The increase across the group’s clinics in the four states in its region was also dramatic. Following Abbott’s suspension of abortion care, the group, which also operates clinics in Wyoming, Colorado and southern Nevada, saw a twelvefold increase in the number of patients from Texas. The group is expecting a continued substantial influx of Texas patients at its Nevada and Colorado clinics, too, though officials believe the increase will be highest at its New Mexico clinics.

“There just aren’t the kind of restrictions in New Mexico that there are in Texas. There’s no waiting period. Some providers can take care of patients very late in gestational age. It’s cultural, but it’s also policy. It’s a place that believes people should have access to the health care they need,” Cowart said in an interview. She said her group is making aggressive efforts to add staff and volunteers to the clinics it operates in all of its four states.

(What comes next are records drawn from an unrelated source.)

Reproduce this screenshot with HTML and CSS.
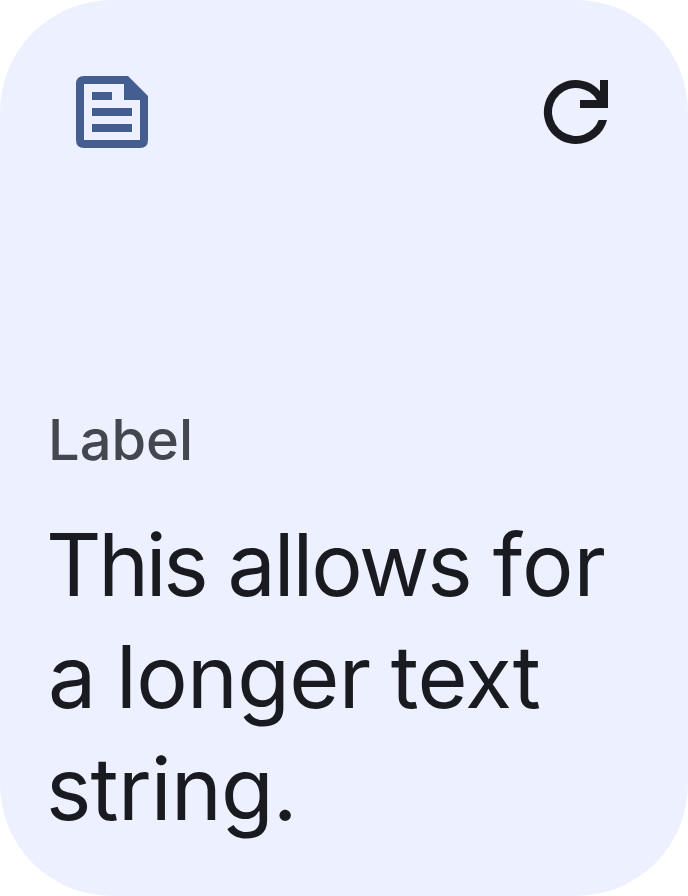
FILE: index.html
```html
<!DOCTYPE html>
<html lang="en">
<head>
<meta charset="utf-8">
<title>Widget</title>
<link rel="stylesheet" href="styles.css">
</head>
<body>
<main class="card">
  <header class="card-header">
    <svg class="icon icon-doc" viewBox="0 0 24 24" aria-hidden="true"><path fill-rule="evenodd" d="M5 3H16L21 8V19Q21 21 19 21H5Q3 21 3 19V5Q3 3 5 3ZM5 5V19H19V9H15V5ZM7 7H12V9H7ZM7 11H17V13H7ZM7 15H17V17H7Z"/></svg>
    <svg class="icon icon-refresh" viewBox="0 0 24 24" aria-hidden="true"><path d="M12 20a8 8 0 1 1 6-13.25V4h2v7h-7V9h4.2A6 6 0 1 0 17.65 14h2.1A8 8 0 0 1 12 20Z"/></svg>
  </header>
  <section class="content">
    <p class="label">Label</p>
    <h1 class="title"><span class="line l1"><span class="tight">This</span> allows <span class="loose">for</span></span> <span class="line l2">a longer text</span> <span class="line l3">string.</span></h1>
  </section>
</main>
</body>
</html>
```

FILE: styles.css
```css
body { margin: 0; background: #fff; font-family: Inter, sans-serif; }
.card { box-sizing: border-box; width: 688px; height: 896px; padding: 64px 48px 51px; border-radius: 112px; background: #ecf0ff; display: flex; flex-direction: column; justify-content: space-between; }
.card-header { display: flex; justify-content: space-between; padding: 0 16px; }
.icon { width: 96px; height: 96px; display: block; }
.icon-doc { fill: #455e91; }
.icon-refresh { fill: #1a1b20; }
.label { margin: 0 0 37px; font-size: 56px; line-height: 64px; font-weight: 500; color: #44474f; }
.title { margin: 0; font-size: 86px; line-height: 112px; font-weight: 400; color: #1a1b20; }
.line { display: block; white-space: nowrap; }
.l1 { margin-left: -2px; letter-spacing: -2.1px; }
.l2 { letter-spacing: -0.7px; word-spacing: -3px; }
.l3 { margin-left: -2px; letter-spacing: -0.8px; }
.tight { letter-spacing: -3.3px; }
.loose { letter-spacing: 0; }
```
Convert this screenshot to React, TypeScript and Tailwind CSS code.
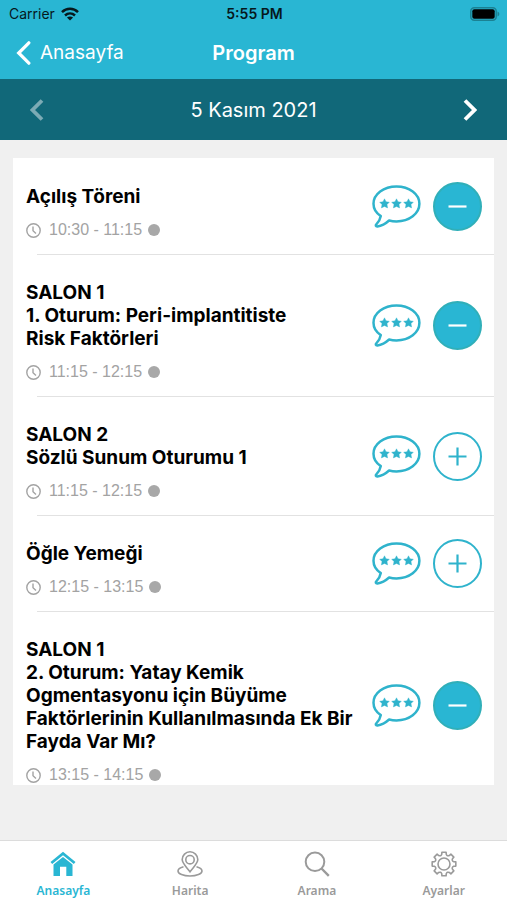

Meanwhile, Indigenous Women Rising, a small abortion fund based in New Mexico that focuses on helping Latina and Native American women, recently expanded its small staff by 33 percent, according to co-founder Nicole Martin, expanding its full-time staff to four and adding a part-time midwife.

And the Mariposa Fund, which focuses on helping undocumented women receive abortion care in New Mexico, is upping its fundraising to try to meet the anticipated demand.

“We’re really lucky in New Mexico, we have for years and years been able to fight back and hold the line against the harm we’re seeing come out of Texas,” said Ellie Rushforth, an attorney for the American Civil Liberties Union of New Mexico, who works on behalf of multiple abortion funds and clinics in the state.

Barriers remain

But, Rushforth, Nash and others warned that, even as New Mexico and groups working within its borders will welcome women seeking abortion care, it remains an arduous journey for most of the women forced to make it.

With the majority of abortion care in Texas shut down, the average one-way driving distance to a clinic will increase twentyfold, from 12 miles to 248 miles, according to Guttmacher’s Nash.

Undocumented women in Texas, in particular, will have to make difficult choices about crossing Customs and Border Protection checkpoints in areas within 100 miles of the U.S.-Mexico border, Rushforth and others said.

Many of them may be forced to opt against crossing state lines: the University of Texas at Austin's Texas Policy Evaluation Project predicts that, with S.B. 8 in effect, around 80 percent of Texans seeking an abortion would not be able to obtain one in-state.

Meanwhile, many patients will have to miss several days of work (and the ensuing pay) to make out-of-state trips to receive the medical care. And the terrain — both Albuquerque and Santa Fe are flanked to their east by mountains and canyons — can present a dizzying amount of travel, especially if by land.

“Many of these women are going to have to make choices that pit their own safety, and the safety of their family, and receiving necessary health care, against one another,” Rushforth said.

“There is a lot to be proud of as it pertains to the policy and legal landscape with abortion in New Mexico,” she added. “But the practical barriers people face when traveling to receive access to abortion, including to here, are breathtaking.”

Those added barriers are not lost on Aranda, the Mariposa Fund staffer, who said with a sad sigh that she believed the intent behind S.B. 8 was never to outlaw abortion in Texas.

“The whole point of this law, really, is to just make our job harder. It’s not to end abortion, people will still seek abortion care. It’s just to make it so we as providers can’t thrive, so that our patients can’t thrive. And that's exactly what it’s doing.”